LAFAYETTE — A federal panel investigating a deadly 2012 platform explosion in the Gulf of Mexico blames Black Elk Energy and three of its contractors for the oil tank explosion at Black Elk’s West Delta 32 complex that killed three Filipino welders.
The panel of oil and gas experts from the Bureau of Safety and Environmental Enforcement and the Coast Guard found multiple safe-work violations that led to the Nov. 16, 2012 explosion, including: inadequate planning and communication; having non-working or no gas detectors around hot-work sites; pipes containing oil when they were supposed to be cleared; a welding crew that was not given adequate safety instructions; a person in charge of the platform who was minimally qualified; and Black Elk’s general lack of a culture of safety.

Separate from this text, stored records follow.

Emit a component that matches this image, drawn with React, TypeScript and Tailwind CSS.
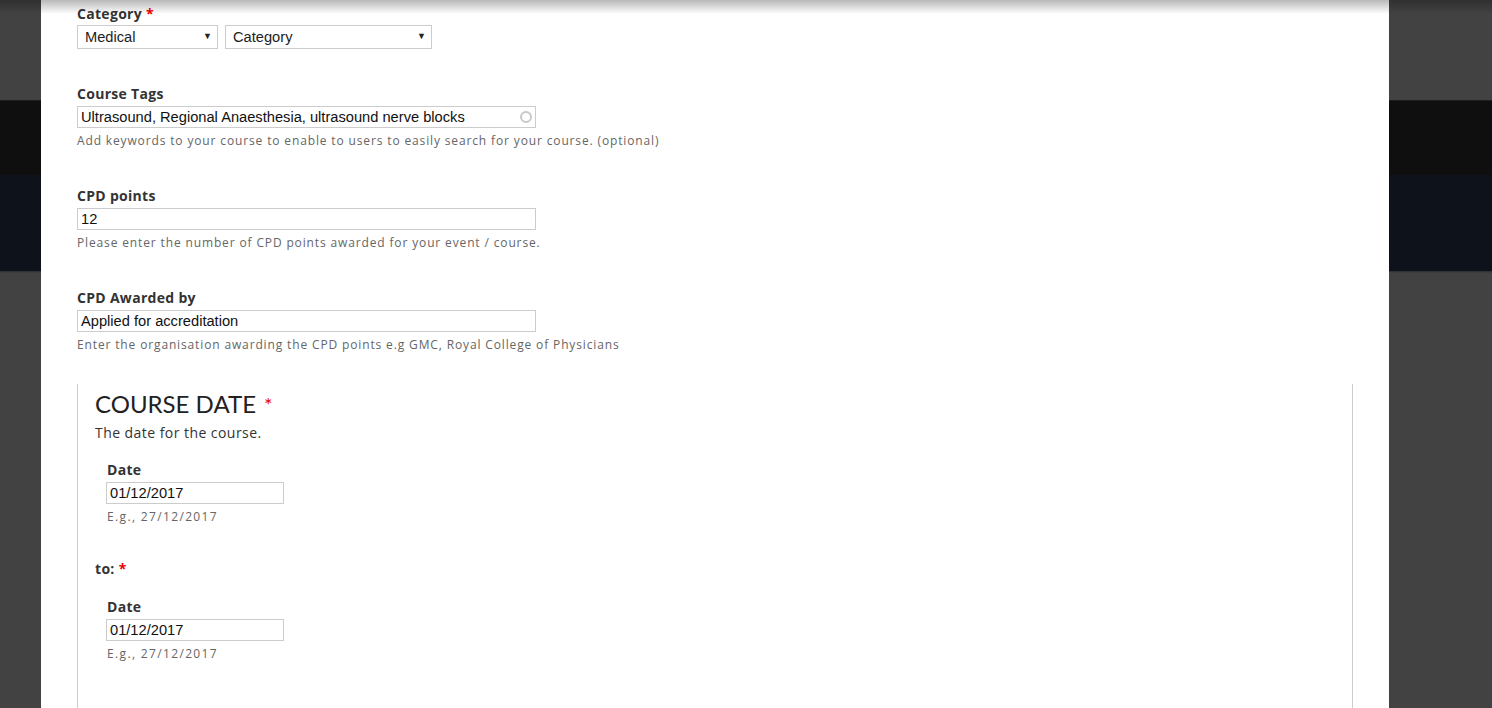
import React from "react";

const sans = { fontFamily: '"Open Sans", "DejaVu Sans", sans-serif' };
const arial = { fontFamily: '"Liberation Sans", Arial, sans-serif' };

function Label({ children, req }: { children: React.ReactNode; req?: boolean }) {
  return (
    <div className="text-[14px] leading-[20px] font-bold text-[#333] tracking-[0.3px]" style={sans}>
      {children}
      {req && <span className="text-[#e00] ml-[4px]">*</span>}
    </div>
  );
}

function Desc({ children, wide }: { children: React.ReactNode; wide?: boolean }) {
  return (
    <div
      className={`text-[12px] leading-[18px] text-[#666] mt-[4px] ${wide ? "tracking-[1.35px]" : "tracking-[0.86px]"}`}
      style={sans}
    >
      {children}
    </div>
  );
}

function TextInput({ value, w, icon }: { value: string; w: string; icon?: boolean }) {
  return (
    <div
      className={`relative h-[22px] border border-[#ccc] bg-white flex items-center pl-[3px] text-[14.67px] text-[#111] ${w}`}
      style={arial}
    >
      {value}
      {icon && (
        <span className="absolute right-[3px] top-[4px] w-[12px] h-[12px] rounded-full border-[2px] border-[#c8c8c8]" />
      )}
    </div>
  );
}

function Select({ value, w }: { value: string; w: string }) {
  return (
    <div
      className={`h-[24px] border border-[#ccc] bg-white flex items-center justify-between pl-[7px] pr-[5px] text-[14.67px] text-[#222] ${w}`}
      style={arial}
    >
      <span>{value}</span>
      <span className="text-[9px] text-[#222]">▼</span>
    </div>
  );
}

export default function App() {
  return (
    <div
      className="relative h-[708px] w-[1492px] overflow-hidden bg-[linear-gradient(to_bottom,#424242_0px,#424242_100px,#2e2e2e_100px,#0f0f10_101px,#0f0f10_175px,#0e121a_175px,#0e121a_271px,#2c2e33_271px,#424242_273px,#424242_100%)]"
    >
      <div className="ml-[41px] w-[1348px] h-full bg-white px-[36px] pt-[4px]">
        <Label req>Category</Label>
        <div className="flex gap-[7px] mt-[1px]">
          <Select value="Medical" w="w-[141px]" />
          <Select value="Category" w="w-[207px]" />
        </div>

        <div className="mt-[35px]">
          <Label>Course Tags</Label>
          <div className="mt-[2px]">
            <TextInput value="Ultrasound, Regional Anaesthesia, ultrasound nerve blocks" w="w-[459px]" icon />
          </div>
          <Desc>Add keywords to your course to enable to users to easily search for your course. (optional)</Desc>
        </div>

        <div className="mt-[36px]">
          <Label>CPD points</Label>
          <div className="mt-[2px]">
            <TextInput value="12" w="w-[459px]" />
          </div>
          <Desc>Please enter the number of CPD points awarded for your event / course.</Desc>
        </div>

        <div className="mt-[36px]">
          <Label>CPD Awarded by</Label>
          <div className="mt-[2px]">
            <TextInput value="Applied for accreditation" w="w-[459px]" />
          </div>
          <Desc>Enter the organisation awarding the CPD points e.g GMC, Royal College of Physicians</Desc>
        </div>

        <div className="mt-[30px] border-l border-r border-[#ccc] h-[400px] pl-[17px] pt-[5px]">
          <div className="text-[24px] leading-[30px] text-[#222]" style={{ fontFamily: 'Lato, "Open Sans", sans-serif' }}>
            COURSE DATE<span className="text-[#e00] text-[20px] ml-[8px] align-top">*</span>
          </div>
          <div className="text-[14px] leading-[20px] text-[#333] mt-[4px] tracking-[0.45px]" style={sans}>
            The date for the course.
          </div>

          <div className="pl-[11px] mt-[17px]">
            <div className="pl-[1px]">
              <Label>Date</Label>
            </div>
            <div className="mt-[2px]">
              <TextInput value="01/12/2017" w="w-[178px]" />
            </div>
            <div className="pl-[1px]">
              <Desc wide>E.g., 27/12/2017</Desc>
            </div>
          </div>

          <div className="mt-[33px]">
            <Label req>to:</Label>
          </div>

          <div className="pl-[11px] mt-[18px]">
            <div className="pl-[1px]">
              <Label>Date</Label>
            </div>
            <div className="mt-[2px]">
              <TextInput value="01/12/2017" w="w-[178px]" />
            </div>
            <div className="pl-[1px]">
              <Desc wide>E.g., 27/12/2017</Desc>
            </div>
          </div>
        </div>
      </div>
      <div className="absolute left-0 right-0 top-0 h-[14px] bg-[linear-gradient(to_bottom,rgba(0,0,0,0.28),rgba(0,0,0,0))]" />
    </div>
  );
}
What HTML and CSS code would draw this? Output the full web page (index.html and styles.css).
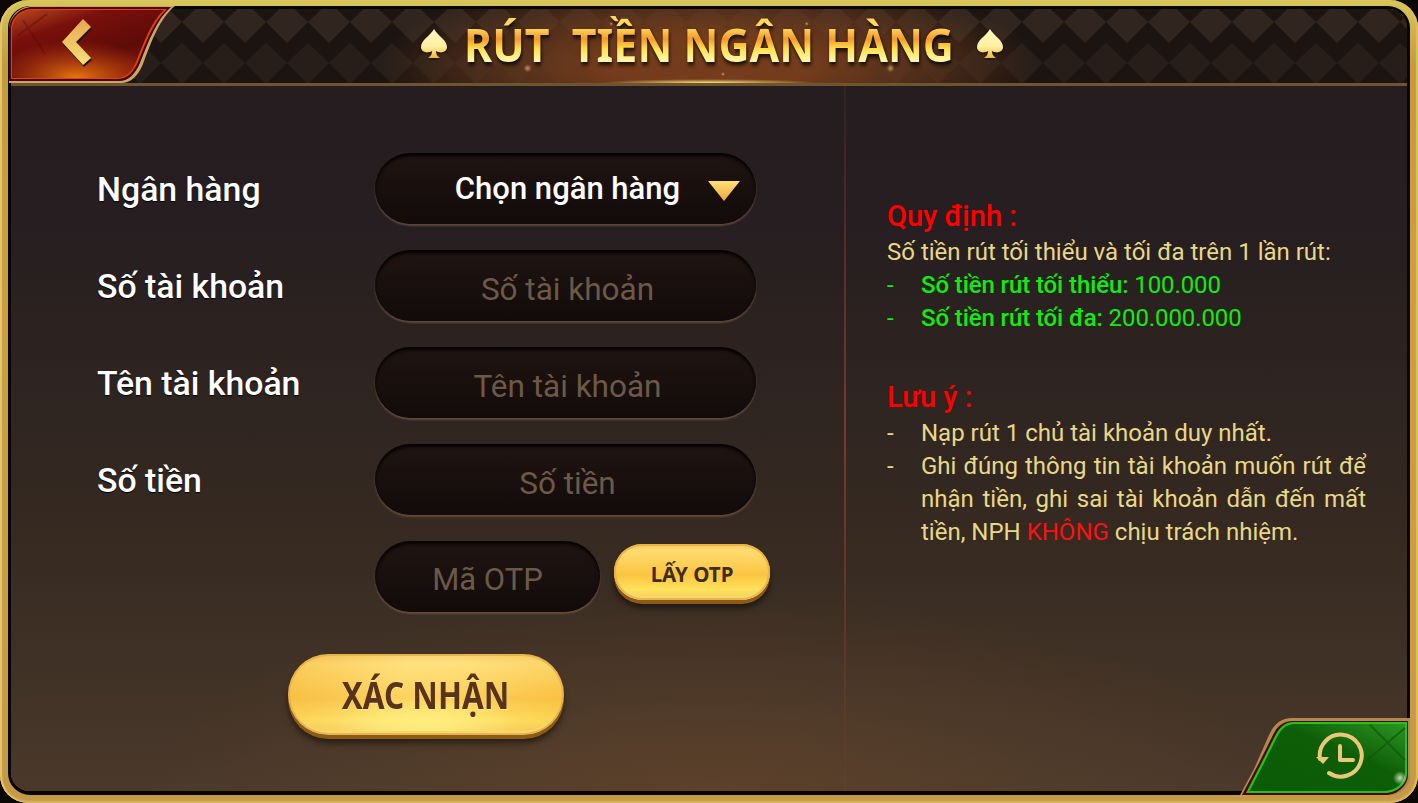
FILE: index.html
```html
<!DOCTYPE html>
<html lang="vi">
<head>
<meta charset="UTF-8">
<title>Rút tiền ngân hàng</title>
<link rel="stylesheet" href="styles.css">
</head>
<body>

<div class="frame">
<div class="panel">

    <!-- Header -->
    <header class="header">
        <svg class="pattern" width="100%" height="100%">
            <defs>
                <pattern id="diamonds" width="42" height="82" patternUnits="userSpaceOnUse" x="3" y="-7">
                    <polygon points="21,0 42,20 21,41 0,20" fill="#30261f"/>
                    <polygon points="0,41 21,61 0,82" fill="#271e19"/>
                    <polygon points="42,41 21,61 42,82" fill="#271e19"/>
                </pattern>
            </defs>
            <rect width="100%" height="100%" fill="url(#diamonds)"/>
        </svg>
        <div class="header-glow"></div>

        <h1 class="title">
            <svg class="spade" width="28" height="30" viewBox="0 0 28 30">
                <defs>
                    <linearGradient id="spadeFill" x1="0" y1="0" x2="0" y2="1">
                        <stop offset="0" stop-color="#fff6c0"/>
                        <stop offset="0.6" stop-color="#fff0a0"/>
                        <stop offset="1" stop-color="#f2b63c"/>
                    </linearGradient>
                </defs>
                <path d="M14 0C18 7 27 11 27 18C27 23 21 25 16 22C16 25 17 27 20 29H8C11 27 12 25 12 22C7 25 1 23 1 18C1 11 10 7 14 0Z" fill="url(#spadeFill)"/>
            </svg>
            <span class="title-text">RÚT&nbsp; TIỀN NGÂN HÀNG</span>
            <svg class="spade spade-right" width="28" height="30" viewBox="0 0 28 30">
                <path d="M14 0C18 7 27 11 27 18C27 23 21 25 16 22C16 25 17 27 20 29H8C11 27 12 25 12 22C7 25 1 23 1 18C1 11 10 7 14 0Z" fill="url(#spadeFill)"/>
            </svg>
        </h1>
    </header>

    <a class="back-btn" href="#" aria-label="Quay lại">
        <svg width="170" height="78" viewBox="0 0 170 78">
            <defs>
                <linearGradient id="redFill" x1="0" y1="0" x2="0.75" y2="1">
                    <stop offset="0" stop-color="#b84a20"/>
                    <stop offset="0.3" stop-color="#7a100c"/>
                    <stop offset="0.7" stop-color="#5e0b08"/>
                    <stop offset="1" stop-color="#7a1508"/>
                </linearGradient>
                <radialGradient id="redGlow" cx="0.42" cy="1" r="0.55">
                    <stop offset="0" stop-color="#f07a10" stop-opacity="0.95"/>
                    <stop offset="1" stop-color="#d04a10" stop-opacity="0"/>
                </radialGradient>
                <linearGradient id="chevron" x1="0" y1="0" x2="0" y2="1">
                    <stop offset="0" stop-color="#e8a850"/>
                    <stop offset="1" stop-color="#f6e07a"/>
                </linearGradient>
            </defs>
            <path d="M0 24C0 10 10 0 24 0H166C151 12 143 34 134 58C129 70 122 77 112 77H0Z" fill="#c9a76c"/>
            <path d="M0 24C0 11 11 1 24 1H162C148 13 140 34 131 57C126 68 120 75 110 75H0Z" fill="#4a0606"/>
            <path d="M2 24C2 11 12 3 24 3H158C145 15 137 36 129 56C124 67 118 73 108 73H2Z" fill="#e2420e"/>
            <path d="M3 24C3 12 13 4 24 4H155C142 16 135 36 127 56C123 66 117 72 107 72H3Z" fill="url(#redFill)"/>
            <path d="M3 24C3 12 13 4 24 4H155C142 16 135 36 127 56C123 66 117 72 107 72H3Z" fill="url(#redGlow)"/>
            <path d="M8 30L38 8M14 14L36 48" stroke="#5e0b08" stroke-width="2" opacity="0.45" fill="none"/>
            <polygon points="74,13 82,21 67,36 82,52 74,59 53,36" fill="#2a1205" transform="translate(1 2)"/>
            <polygon points="74,13 82,21 67,36 82,52 74,59 53,36" fill="url(#chevron)"/>
        </svg>
    </a>

    <main class="content">

        <!-- Withdraw form -->
        <form class="form">
            <div class="row">
                <label class="label">Ngân hàng</label>
                <div class="field select">
                    Chọn ngân hàng
                    <span class="arrow"></span>
                </div>
            </div>
            <div class="row">
                <label class="label" for="account">Số tài khoản</label>
                <input class="field" id="account" type="text" placeholder="Số tài khoản">
            </div>
            <div class="row">
                <label class="label" for="owner">Tên tài khoản</label>
                <input class="field" id="owner" type="text" placeholder="Tên tài khoản">
            </div>
            <div class="row">
                <label class="label" for="amount">Số tiền</label>
                <input class="field" id="amount" type="text" placeholder="Số tiền">
            </div>
            <div class="row otp-row">
                <input class="field otp-field" type="text" placeholder="Mã OTP">
                <button class="gold-btn otp-btn" type="button">LẤY OTP</button>
            </div>
            <button class="gold-btn submit-btn" type="submit"><span class="submit-text">XÁC NHẬN</span></button>
        </form>

        <!-- Rules -->
        <section class="notes">
            <h3 class="notes-title">Quy định :</h3>
            <p class="line">Số tiền rút tối thiểu và tối đa trên 1 lần rút:</p>
            <ul class="list green">
                <li><span class="dash">-</span><span><b>Số tiền rút tối thiểu:</b> 100.000</span></li>
                <li><span class="dash">-</span><span><b>Số tiền rút tối đa:</b> 200.000.000</span></li>
            </ul>

            <h3 class="notes-title second">Lưu ý :</h3>
            <ul class="list">
                <li><span class="dash">-</span><span>Nạp rút 1 chủ tài khoản duy nhất.</span></li>
                <li><span class="dash">-</span><span class="just">Ghi đúng thông tin tài khoản muốn rút để nhận tiền, ghi sai tài khoản dẫn đến mất tiền, NPH <em class="warn">KHÔNG</em> chịu trách nhiệm.</span></li>
            </ul>
        </section>
    </main>

    <!-- History button -->
    <a class="history-btn" href="#" aria-label="Lịch sử">
        <svg width="170" height="78" viewBox="0 0 170 78">
            <defs>
                <linearGradient id="greenFill" x1="0" y1="1" x2="1" y2="0">
                    <stop offset="0" stop-color="#0b5a06"/>
                    <stop offset="0.6" stop-color="#0e5e08"/>
                    <stop offset="1" stop-color="#2c9420"/>
                </linearGradient>
                <radialGradient id="glint">
                    <stop offset="0" stop-color="#eafbe0" stop-opacity="0.8"/>
                    <stop offset="1" stop-color="#eafbe0" stop-opacity="0"/>
                </radialGradient>
            </defs>
            <path d="M0 78L14 52L29 18C34 7 41 1 52 1H170V60C170 70 160 78 150 78Z" fill="#b5884e"/>
            <path d="M2 78L18 48L32 20C37 9 43 4 53 4H168V58C168 68 158 78 146 78Z" fill="#4a0606"/>
            <path d="M6 76L20 49L34 21C39 11 44 5 54 5H167V57C167 67 157 76 145 76Z" fill="#22c41c"/>
            <path d="M9 75L22 50L36 22C41 12 46 7 55 7H165V56C165 65 156 74 144 74H9Z" fill="url(#greenFill)"/>
            <path d="M130 8L165 43M165 11L127 43" stroke="#0d5a08" stroke-width="2" fill="none" opacity="0.7"/>
            <circle cx="160" cy="61" r="7" fill="url(#glint)"/>
            <g fill="none" stroke="#eac877" stroke-width="4" stroke-linecap="round" stroke-linejoin="round">
                <path d="M80 42A21 21 0 1 1 89 56"/>
                <path d="M100 29V43H113"/>
            </g>
            <polygon points="76,40 89,40 83,47" fill="#eac877"/>
        </svg>
    </a>

</div>
</div>

</body>
</html>
```

FILE: styles.css
```css
* {
    box-sizing: border-box;
}
html, body {
    margin: 0;
    height: 100%;
    overflow: hidden;
}
body {
    font-family: Roboto, "Liberation Sans", sans-serif;
    background-color: #0c0805;
}
.frame {
    width: 1418px;
    height: 803px;
    padding: 6px 8px 8px;
    border-radius: 28px;
    background: linear-gradient(180deg, #d6c65c 0, #c39b3c 8%, #c99f42 40%, #c49a48 100%);
    box-shadow: inset 2px 0 1px #e6c66c, inset 0 -2px 2px #d8b260, inset -2px 0 1px #e8c050;
}
.panel {
    position: relative;
    height: 100%;
    display: flex;
    flex-direction: column;
    border: 3px solid #0a0605;
    border-bottom-width: 4px;
    border-radius: 22px;
    background:
        radial-gradient(ellipse 560px 200px at 50% 100%, rgba(120, 78, 44, 0.4), rgba(120, 78, 44, 0)),
        linear-gradient(180deg, #241d20 0, #261e20 28%, #362a21 68%, #4a392b 100%);
    background-clip: padding-box;
}

/* Header */
.header {
    position: relative;
    flex: none;
    height: 77px;
    display: flex;
    justify-content: center;
    align-items: center;
    padding-bottom: 4px;
    background-color: #1c1411;
    border-bottom: 3px solid #6f5430;
    border-radius: 19px 19px 0 0;
    overflow: hidden;
}
.pattern {
    position: absolute;
    left: 0;
    top: 0;
}
.header-glow {
    position: absolute;
    inset: 0;
    background:
        radial-gradient(ellipse 110px 4px at 50% 100%, #ffe878, rgba(255, 224, 112, 0)),
        radial-gradient(circle 4px at 37% 80%, rgba(255, 210, 150, 0.6), rgba(255, 210, 150, 0)),
        radial-gradient(circle 4px at 63% 80%, rgba(255, 210, 150, 0.6), rgba(255, 210, 150, 0)),
        radial-gradient(circle 2px at 43% 20%, rgba(255, 190, 110, 0.7), rgba(255, 190, 110, 0)),
        radial-gradient(circle 2px at 57% 20%, rgba(255, 190, 110, 0.7), rgba(255, 190, 110, 0)),
        radial-gradient(circle 2px at 51% 88%, rgba(255, 190, 110, 0.7), rgba(255, 190, 110, 0)),
        radial-gradient(ellipse 330px 90px at 50% 75%, rgba(120, 62, 28, 0.95) 30%, rgba(100, 56, 30, 0.7) 65%, rgba(100, 56, 30, 0));
}
.back-btn {
    position: absolute;
    left: -2px;
    top: -3px;
    display: block;
    height: 78px;
}
.title {
    position: relative;
    margin: 0 0 0 6px;
    display: flex;
    align-items: center;
    gap: 16px;
    font-family: "Noto Sans", "Liberation Sans", sans-serif;
    font-size: 47px;
    font-weight: 700;
    line-height: 62px;
}
.title-text {
    margin: 0 -23px;
    transform: scaleX(0.914);
    background: linear-gradient(180deg, #ffd860 24%, #f29a2a 42%, #ffe04e 58%, #fff6a8 76%);
    -webkit-background-clip: text;
    background-clip: text;
    color: transparent;
    filter: drop-shadow(1px 3px 2px rgba(0, 0, 0, 0.8));
}
.spade {
    filter: drop-shadow(0 1px 1px rgba(0, 0, 0, 0.7));
}
.spade-right {
    margin-left: 6px;
}

/* Main layout */
.content {
    flex: 1;
    display: grid;
    grid-template-columns: 835px 1fr;
}

/* Form */
.form {
    padding: 67px 0 0 86px;
    border-right: 2px solid transparent;
    border-image: linear-gradient(180deg, rgba(110, 50, 36, 0.2), #7a3a2a 50%, rgba(110, 70, 40, 0.15)) 1;
}
.row {
    display: flex;
    align-items: center;
    margin-bottom: 26px;
}
.label {
    width: 278px;
    padding-top: 2px;
    font-size: 33.8px;
    font-weight: 500;
    color: #fff;
    text-shadow: 0 1px 1px #000;
}
.field {
    width: 381px;
    height: 71px;
    padding: 7px 20px 0 24px;
    border: none;
    border-radius: 36px;
    outline: none;
    text-align: center;
    font-family: inherit;
    font-size: 31.5px;
    color: #fff;
    background: linear-gradient(180deg, #1f1412, #120b0a);
    box-shadow: inset 0 3px 3px #060302, 0 2px 2px rgba(125, 95, 72, 0.65);
}
.field::placeholder {
    color: #6c5947;
    opacity: 1;
}
.select {
    position: relative;
    display: flex;
    justify-content: center;
    align-items: center;
    padding: 0 20px 0 24px;
    font-size: 31px;
    font-weight: 500;
}
.arrow {
    position: absolute;
    left: 333px;
    top: 28px;
    width: 32px;
    height: 20px;
    background: linear-gradient(180deg, #ffe07a, #eda73a);
    clip-path: polygon(0 0, 100% 0, 50% 100%);
}
.otp-row {
    margin: 0 0 42px 278px;
    gap: 14px;
}
.otp-field {
    width: 225px;
    padding: 6px 10px 0;
    font-size: 31px;
}

/* Gold buttons */
.gold-btn {
    display: block;
    border: none;
    border-radius: 50px;
    font-family: "Noto Sans", "Liberation Sans", sans-serif;
    font-weight: 700;
    background: linear-gradient(180deg, #f4c55e 0, #ffdc70 12%, #fbc542 55%, #ffe25c 82%, #f4ca5c 100%);
    box-shadow:
        inset 0 0 0 2px rgba(232, 176, 70, 0.9),
        inset 0 -4px 0 #f6d870,
        0 4px 0 #8e5a18,
        0 8px 6px rgba(0, 0, 0, 0.5);
    cursor: pointer;
}
.otp-btn {
    width: 156px;
    height: 56px;
    margin-top: -9px;
    padding-top: 4px;
    font-size: 20.5px;
    color: #3f2d22;
}
.submit-btn {
    width: 276px;
    height: 81px;
    margin-left: 191px;
    font-size: 37px;
    color: #59341a;
    background:
        radial-gradient(ellipse 90px 26px at 50% 85%, rgba(255, 240, 130, 0.85), rgba(255, 240, 130, 0)),
        linear-gradient(112deg, rgba(240, 170, 50, 0.35), rgba(255, 238, 160, 0.3) 40%, rgba(255, 238, 160, 0.25) 60%, rgba(240, 170, 50, 0.25)),
        linear-gradient(180deg, #f4c55e 0, #ffdc70 12%, #fbc542 55%, #ffe25c 82%, #f4ca5c 100%);
}
.submit-text {
    display: inline-block;
    transform: scaleX(0.85);
    text-shadow: 0 1px 1px #ffe9a0;
}

/* Rules */
.notes {
    padding: 112px 0 0 41px;
    font-size: 24px;
    line-height: 33px;
    color: #e8d888;
}
.notes-title {
    margin: 0 0 1px;
    font-size: 29px;
    line-height: 37px;
    font-weight: 500;
    color: #ff0000;
}
.notes-title.second {
    margin-top: 44px;
}
.line {
    margin: 0;
}
.list {
    margin: 0;
    padding: 0;
    list-style: none;
}
.list li {
    display: flex;
    width: 479px;
}
.list.green {
    color: #10ec10;
    letter-spacing: -0.1px;
}
.list b {
    font-weight: 500;
}
.dash {
    flex: none;
    width: 34px;
}
.just {
    text-align: justify;
}
.warn {
    font-style: normal;
    color: #ff1010;
}

/* History */
.history-btn {
    position: absolute;
    right: -3px;
    bottom: -4px;
    display: block;
    height: 78px;
}
```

BSEE released the report Monday.
“The panel found the safety culture aboard the (West Delta) 32 complex at the time of the incident to be poor at best,” the report states. “Due to Black Elk’s failure to manage its contractors and the contractors’ collective failure to adhere to established policies, the panel found the lack of a safety culture aboard the WD 32 complex to be a contributing cause of the explosion/fire.”
The 54-page report recommends sanctions — called incidents of non-compliance — against Houston-based Black Elk, Lafayette project management company Compass Engineering, Galliano construction company Grand Isle Shipyard (GIS), and production platform management company Wood Group.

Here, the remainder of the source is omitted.